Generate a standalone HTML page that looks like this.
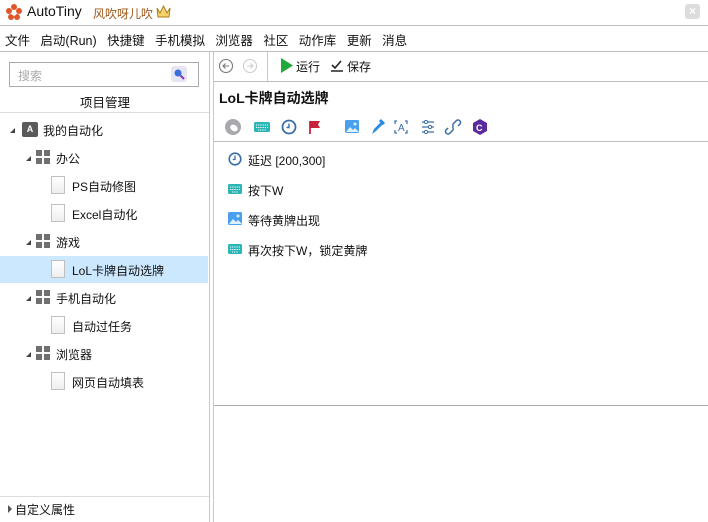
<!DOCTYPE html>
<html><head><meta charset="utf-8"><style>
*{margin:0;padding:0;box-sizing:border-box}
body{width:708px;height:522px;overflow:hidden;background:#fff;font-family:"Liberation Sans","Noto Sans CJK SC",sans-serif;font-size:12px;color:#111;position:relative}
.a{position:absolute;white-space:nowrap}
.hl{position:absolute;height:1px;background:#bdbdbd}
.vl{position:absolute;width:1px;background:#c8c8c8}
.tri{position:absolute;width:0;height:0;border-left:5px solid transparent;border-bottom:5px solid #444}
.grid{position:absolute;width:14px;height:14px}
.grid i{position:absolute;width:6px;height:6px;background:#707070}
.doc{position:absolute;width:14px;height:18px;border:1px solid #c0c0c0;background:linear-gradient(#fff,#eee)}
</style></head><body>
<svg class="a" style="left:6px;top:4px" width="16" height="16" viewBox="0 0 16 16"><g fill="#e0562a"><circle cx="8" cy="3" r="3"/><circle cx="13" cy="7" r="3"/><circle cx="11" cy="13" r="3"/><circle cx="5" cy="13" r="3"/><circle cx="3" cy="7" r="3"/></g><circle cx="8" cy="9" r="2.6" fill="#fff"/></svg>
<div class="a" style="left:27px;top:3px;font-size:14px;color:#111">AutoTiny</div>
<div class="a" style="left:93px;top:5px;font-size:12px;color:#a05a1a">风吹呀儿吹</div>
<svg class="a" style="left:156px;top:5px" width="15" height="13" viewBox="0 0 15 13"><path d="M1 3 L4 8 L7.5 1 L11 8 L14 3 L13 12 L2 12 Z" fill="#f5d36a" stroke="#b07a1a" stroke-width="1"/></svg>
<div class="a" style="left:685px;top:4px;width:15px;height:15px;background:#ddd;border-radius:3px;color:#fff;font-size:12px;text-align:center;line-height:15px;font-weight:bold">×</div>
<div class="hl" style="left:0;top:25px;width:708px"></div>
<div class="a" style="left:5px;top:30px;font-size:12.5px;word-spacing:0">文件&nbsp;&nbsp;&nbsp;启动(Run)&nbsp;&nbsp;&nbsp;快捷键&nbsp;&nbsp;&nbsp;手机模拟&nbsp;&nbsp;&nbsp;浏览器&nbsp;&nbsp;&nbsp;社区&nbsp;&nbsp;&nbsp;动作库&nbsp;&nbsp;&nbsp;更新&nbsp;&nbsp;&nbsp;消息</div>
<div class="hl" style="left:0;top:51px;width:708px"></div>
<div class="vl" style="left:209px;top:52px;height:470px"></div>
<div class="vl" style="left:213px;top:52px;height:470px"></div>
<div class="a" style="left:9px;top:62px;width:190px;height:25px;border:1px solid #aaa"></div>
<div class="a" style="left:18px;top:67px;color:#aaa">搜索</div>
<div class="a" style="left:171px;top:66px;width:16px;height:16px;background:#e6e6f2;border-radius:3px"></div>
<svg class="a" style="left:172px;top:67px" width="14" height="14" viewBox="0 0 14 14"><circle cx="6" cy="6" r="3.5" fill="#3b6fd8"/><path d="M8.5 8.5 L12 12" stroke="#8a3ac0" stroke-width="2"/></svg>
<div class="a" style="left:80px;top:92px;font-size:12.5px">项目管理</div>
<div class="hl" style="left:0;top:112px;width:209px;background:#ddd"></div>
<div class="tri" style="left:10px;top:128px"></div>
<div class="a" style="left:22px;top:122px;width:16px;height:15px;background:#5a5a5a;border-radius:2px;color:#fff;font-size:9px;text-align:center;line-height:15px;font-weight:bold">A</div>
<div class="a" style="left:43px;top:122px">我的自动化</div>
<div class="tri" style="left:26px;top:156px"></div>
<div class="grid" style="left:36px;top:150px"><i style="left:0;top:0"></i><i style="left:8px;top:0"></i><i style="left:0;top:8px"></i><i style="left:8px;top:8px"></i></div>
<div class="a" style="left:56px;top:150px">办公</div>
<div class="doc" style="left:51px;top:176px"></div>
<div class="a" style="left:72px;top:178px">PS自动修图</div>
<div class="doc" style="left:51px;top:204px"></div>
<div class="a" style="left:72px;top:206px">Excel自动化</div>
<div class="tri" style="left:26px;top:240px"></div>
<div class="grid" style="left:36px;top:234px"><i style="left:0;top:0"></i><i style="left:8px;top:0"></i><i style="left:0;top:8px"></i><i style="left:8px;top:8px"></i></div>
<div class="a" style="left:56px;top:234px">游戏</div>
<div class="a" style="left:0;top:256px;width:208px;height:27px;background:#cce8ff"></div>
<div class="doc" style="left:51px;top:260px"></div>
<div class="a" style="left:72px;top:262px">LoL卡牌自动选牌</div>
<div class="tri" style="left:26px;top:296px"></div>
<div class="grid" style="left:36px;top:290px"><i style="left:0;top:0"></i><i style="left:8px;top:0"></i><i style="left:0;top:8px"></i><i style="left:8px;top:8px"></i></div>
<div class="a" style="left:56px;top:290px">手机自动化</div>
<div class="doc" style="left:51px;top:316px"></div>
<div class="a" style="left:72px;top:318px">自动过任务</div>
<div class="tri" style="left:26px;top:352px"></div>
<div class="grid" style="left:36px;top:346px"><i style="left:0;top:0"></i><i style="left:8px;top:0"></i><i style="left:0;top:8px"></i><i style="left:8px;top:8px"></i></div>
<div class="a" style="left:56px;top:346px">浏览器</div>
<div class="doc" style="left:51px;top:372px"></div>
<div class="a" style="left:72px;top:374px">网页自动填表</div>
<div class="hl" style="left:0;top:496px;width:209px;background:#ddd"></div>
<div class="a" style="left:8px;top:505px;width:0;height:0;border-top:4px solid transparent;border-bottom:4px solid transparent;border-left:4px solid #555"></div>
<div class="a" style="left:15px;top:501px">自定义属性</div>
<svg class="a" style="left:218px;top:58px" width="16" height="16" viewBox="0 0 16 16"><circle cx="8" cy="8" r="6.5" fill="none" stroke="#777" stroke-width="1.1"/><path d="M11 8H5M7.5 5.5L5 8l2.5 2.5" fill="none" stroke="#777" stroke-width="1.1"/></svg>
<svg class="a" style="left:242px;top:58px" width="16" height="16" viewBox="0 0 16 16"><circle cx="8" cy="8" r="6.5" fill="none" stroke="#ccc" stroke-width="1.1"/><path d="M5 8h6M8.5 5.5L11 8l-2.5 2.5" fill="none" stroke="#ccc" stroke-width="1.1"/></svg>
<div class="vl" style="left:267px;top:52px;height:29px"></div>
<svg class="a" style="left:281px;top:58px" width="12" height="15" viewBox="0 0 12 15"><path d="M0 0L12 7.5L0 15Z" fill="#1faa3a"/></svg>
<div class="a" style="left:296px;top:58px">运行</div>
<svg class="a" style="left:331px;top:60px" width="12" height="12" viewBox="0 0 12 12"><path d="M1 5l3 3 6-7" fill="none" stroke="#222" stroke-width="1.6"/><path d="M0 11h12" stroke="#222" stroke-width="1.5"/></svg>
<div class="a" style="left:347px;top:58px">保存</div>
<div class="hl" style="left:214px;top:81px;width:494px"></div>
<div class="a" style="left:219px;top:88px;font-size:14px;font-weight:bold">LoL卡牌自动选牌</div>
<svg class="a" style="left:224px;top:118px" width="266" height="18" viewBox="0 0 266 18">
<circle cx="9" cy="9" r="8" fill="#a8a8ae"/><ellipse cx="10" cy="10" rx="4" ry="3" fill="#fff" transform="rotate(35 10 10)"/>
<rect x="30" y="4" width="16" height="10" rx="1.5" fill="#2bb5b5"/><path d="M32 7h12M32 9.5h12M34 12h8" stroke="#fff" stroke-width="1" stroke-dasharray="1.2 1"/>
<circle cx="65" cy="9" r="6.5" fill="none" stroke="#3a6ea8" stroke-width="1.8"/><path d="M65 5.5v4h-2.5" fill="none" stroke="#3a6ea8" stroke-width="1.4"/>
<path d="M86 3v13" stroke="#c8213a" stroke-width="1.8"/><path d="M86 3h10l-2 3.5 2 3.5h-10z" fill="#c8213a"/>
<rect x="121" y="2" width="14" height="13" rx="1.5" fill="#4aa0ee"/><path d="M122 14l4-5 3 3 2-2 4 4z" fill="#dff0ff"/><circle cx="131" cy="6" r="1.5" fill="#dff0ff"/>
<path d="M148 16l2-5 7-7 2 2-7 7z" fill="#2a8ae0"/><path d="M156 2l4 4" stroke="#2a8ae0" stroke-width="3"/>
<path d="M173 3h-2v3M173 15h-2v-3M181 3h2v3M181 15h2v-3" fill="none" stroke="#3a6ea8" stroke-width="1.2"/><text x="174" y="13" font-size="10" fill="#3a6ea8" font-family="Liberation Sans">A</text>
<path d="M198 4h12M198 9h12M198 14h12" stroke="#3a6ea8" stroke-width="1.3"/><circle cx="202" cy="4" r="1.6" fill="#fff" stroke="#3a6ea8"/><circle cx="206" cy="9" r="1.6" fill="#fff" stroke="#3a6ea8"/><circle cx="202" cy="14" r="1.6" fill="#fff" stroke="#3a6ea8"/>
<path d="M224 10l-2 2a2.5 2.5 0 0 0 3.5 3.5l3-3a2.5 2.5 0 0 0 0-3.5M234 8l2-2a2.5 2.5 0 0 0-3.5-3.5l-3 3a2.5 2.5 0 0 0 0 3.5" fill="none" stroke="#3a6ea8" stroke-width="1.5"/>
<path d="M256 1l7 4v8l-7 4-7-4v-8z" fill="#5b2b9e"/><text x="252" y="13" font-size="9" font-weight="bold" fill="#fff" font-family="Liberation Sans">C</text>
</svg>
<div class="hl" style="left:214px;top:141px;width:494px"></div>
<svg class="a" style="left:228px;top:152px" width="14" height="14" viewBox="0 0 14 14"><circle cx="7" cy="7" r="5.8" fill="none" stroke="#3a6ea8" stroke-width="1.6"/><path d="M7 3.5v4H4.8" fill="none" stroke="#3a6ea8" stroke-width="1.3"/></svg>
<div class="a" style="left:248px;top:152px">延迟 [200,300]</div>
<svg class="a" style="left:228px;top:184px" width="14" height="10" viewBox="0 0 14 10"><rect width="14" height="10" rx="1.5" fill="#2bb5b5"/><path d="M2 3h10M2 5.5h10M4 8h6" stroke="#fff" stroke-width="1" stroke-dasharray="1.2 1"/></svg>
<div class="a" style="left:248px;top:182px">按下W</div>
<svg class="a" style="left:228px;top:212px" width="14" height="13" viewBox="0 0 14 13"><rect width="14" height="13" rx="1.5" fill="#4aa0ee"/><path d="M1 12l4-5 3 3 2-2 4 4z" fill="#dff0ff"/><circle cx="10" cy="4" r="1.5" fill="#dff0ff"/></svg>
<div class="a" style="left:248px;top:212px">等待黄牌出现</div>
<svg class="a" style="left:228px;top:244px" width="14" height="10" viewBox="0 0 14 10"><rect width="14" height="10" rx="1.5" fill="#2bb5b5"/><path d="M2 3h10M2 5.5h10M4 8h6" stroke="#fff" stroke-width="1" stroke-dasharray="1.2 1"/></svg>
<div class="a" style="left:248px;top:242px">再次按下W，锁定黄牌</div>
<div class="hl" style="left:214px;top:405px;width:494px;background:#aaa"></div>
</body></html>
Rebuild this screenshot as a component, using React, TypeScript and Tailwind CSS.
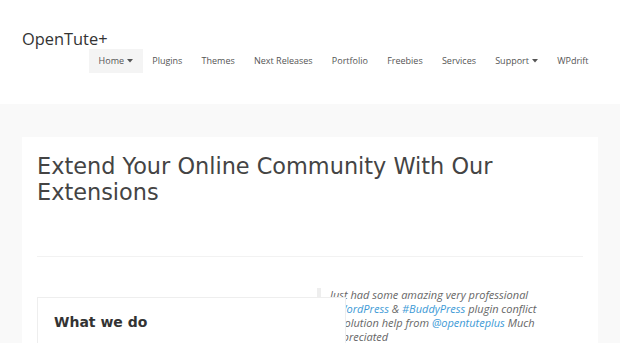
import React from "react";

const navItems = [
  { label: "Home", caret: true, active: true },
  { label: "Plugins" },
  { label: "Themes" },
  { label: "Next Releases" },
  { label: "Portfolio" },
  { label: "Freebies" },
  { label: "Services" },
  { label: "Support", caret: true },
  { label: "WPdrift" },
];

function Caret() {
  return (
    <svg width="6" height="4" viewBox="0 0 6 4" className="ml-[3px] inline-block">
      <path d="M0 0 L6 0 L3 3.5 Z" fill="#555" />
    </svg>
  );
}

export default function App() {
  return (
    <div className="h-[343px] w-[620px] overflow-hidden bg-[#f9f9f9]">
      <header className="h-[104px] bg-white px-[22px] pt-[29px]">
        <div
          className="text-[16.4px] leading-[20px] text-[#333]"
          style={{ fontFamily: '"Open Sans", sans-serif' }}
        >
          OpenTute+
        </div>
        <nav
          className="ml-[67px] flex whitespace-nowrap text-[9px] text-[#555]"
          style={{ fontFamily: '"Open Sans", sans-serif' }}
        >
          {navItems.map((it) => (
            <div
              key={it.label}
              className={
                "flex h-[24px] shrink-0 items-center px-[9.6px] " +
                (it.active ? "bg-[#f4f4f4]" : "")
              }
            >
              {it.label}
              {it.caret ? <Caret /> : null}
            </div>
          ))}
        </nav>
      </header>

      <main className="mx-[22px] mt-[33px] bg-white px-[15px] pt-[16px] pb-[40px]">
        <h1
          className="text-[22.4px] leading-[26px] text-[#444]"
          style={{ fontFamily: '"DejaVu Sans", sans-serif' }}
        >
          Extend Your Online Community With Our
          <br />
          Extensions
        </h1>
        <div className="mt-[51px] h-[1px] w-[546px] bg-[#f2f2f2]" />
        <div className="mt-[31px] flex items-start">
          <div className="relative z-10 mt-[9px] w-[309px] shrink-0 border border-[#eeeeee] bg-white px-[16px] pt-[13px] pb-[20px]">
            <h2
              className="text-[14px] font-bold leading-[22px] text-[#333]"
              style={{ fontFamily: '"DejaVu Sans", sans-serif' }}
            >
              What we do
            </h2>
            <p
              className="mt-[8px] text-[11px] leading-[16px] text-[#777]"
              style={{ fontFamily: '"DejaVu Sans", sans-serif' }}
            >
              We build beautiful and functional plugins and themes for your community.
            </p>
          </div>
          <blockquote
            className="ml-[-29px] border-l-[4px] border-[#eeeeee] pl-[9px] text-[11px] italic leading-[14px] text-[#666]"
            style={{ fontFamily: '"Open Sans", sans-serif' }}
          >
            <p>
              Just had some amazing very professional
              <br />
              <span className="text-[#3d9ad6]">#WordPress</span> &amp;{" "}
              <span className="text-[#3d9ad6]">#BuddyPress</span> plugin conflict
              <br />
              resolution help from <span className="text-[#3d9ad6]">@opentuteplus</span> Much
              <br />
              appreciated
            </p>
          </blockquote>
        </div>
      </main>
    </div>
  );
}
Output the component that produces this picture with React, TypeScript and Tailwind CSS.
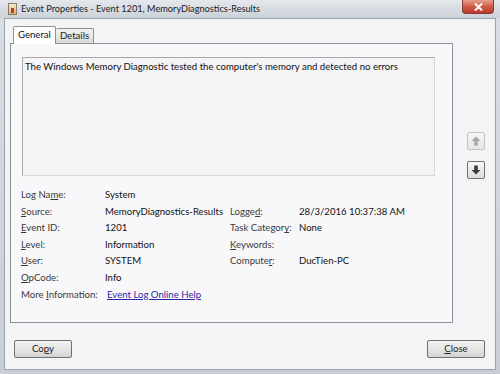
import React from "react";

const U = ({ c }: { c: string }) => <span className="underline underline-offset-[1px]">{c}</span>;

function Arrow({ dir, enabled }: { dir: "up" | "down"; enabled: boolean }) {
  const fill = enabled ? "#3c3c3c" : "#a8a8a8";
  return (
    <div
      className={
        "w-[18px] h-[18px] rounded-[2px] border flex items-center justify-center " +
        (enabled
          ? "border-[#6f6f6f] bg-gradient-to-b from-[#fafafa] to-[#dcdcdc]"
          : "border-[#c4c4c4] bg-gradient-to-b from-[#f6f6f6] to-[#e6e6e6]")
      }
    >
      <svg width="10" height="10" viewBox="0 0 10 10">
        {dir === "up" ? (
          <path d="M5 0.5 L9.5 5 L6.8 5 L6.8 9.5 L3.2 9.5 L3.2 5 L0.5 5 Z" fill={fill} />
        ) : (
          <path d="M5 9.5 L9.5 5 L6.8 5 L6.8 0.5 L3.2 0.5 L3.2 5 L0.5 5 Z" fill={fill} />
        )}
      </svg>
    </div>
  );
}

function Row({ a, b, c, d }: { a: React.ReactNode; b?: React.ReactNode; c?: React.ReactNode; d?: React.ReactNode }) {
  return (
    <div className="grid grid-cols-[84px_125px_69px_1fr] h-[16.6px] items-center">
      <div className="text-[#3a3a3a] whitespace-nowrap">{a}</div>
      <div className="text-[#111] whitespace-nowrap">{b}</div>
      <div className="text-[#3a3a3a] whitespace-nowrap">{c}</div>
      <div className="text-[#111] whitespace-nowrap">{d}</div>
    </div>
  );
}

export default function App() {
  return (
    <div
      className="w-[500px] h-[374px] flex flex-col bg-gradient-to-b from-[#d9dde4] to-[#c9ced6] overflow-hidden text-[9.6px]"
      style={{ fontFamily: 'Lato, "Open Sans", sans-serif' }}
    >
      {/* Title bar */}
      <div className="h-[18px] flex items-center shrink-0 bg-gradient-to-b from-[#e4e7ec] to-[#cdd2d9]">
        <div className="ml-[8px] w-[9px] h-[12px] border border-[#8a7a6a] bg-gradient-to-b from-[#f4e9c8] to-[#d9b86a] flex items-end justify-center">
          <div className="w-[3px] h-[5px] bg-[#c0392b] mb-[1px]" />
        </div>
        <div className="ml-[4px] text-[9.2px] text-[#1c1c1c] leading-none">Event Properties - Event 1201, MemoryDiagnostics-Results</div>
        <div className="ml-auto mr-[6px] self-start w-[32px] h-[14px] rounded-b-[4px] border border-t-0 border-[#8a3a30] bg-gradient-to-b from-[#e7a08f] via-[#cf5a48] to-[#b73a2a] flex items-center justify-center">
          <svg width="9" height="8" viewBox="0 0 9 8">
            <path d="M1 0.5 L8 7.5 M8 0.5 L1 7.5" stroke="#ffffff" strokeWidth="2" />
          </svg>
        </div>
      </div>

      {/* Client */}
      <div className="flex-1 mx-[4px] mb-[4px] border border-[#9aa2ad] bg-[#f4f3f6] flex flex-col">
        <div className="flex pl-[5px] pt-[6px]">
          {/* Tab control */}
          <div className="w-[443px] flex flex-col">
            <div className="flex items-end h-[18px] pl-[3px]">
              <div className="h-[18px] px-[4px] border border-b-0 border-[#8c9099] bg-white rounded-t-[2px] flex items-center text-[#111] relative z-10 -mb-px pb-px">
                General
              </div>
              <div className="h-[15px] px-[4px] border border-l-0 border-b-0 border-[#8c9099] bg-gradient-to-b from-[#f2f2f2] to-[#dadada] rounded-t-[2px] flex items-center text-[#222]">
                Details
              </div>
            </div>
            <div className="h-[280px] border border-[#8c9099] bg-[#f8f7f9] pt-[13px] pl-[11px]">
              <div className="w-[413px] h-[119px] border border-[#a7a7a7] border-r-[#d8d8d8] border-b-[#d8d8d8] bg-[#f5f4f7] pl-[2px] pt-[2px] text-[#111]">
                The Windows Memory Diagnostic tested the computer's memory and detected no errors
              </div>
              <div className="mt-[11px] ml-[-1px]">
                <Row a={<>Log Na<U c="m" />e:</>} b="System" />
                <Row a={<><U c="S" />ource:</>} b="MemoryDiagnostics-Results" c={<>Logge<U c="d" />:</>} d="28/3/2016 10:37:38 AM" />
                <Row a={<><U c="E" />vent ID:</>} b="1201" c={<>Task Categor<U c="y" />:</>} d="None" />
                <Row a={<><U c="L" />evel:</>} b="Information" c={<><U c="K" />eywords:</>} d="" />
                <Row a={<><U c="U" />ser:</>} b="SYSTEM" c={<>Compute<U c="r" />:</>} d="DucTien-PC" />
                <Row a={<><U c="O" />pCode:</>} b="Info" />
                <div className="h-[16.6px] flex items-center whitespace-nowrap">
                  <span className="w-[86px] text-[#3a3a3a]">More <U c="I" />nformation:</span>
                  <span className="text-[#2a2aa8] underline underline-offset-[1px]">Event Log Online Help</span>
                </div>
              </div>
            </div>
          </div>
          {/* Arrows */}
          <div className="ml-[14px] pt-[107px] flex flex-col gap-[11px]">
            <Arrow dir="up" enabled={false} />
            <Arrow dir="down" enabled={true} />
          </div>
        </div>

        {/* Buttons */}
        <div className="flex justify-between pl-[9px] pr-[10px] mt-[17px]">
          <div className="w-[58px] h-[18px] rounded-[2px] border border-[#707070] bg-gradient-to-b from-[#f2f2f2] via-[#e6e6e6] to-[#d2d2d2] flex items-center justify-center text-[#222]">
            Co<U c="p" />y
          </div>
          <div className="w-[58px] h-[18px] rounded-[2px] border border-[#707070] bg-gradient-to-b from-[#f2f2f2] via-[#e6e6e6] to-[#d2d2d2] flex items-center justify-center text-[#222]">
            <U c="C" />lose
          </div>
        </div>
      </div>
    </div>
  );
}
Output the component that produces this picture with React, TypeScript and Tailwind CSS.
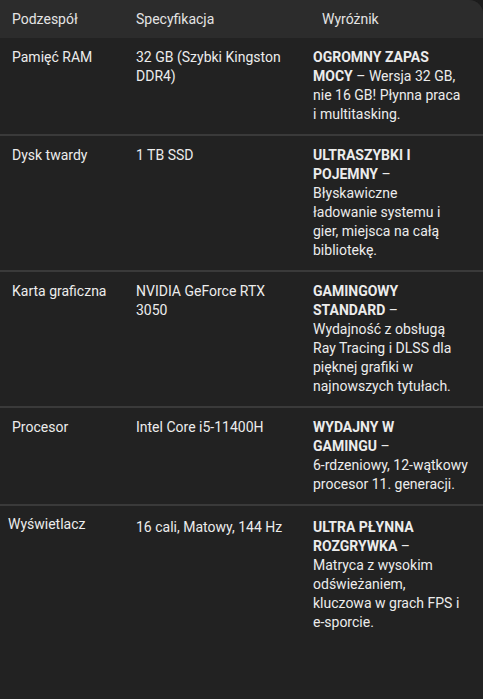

— WHAT IS NEEDED —
Report the number of lines above containing the word "this", with no other text.

— ANSWER TO THE PROBLEM —
4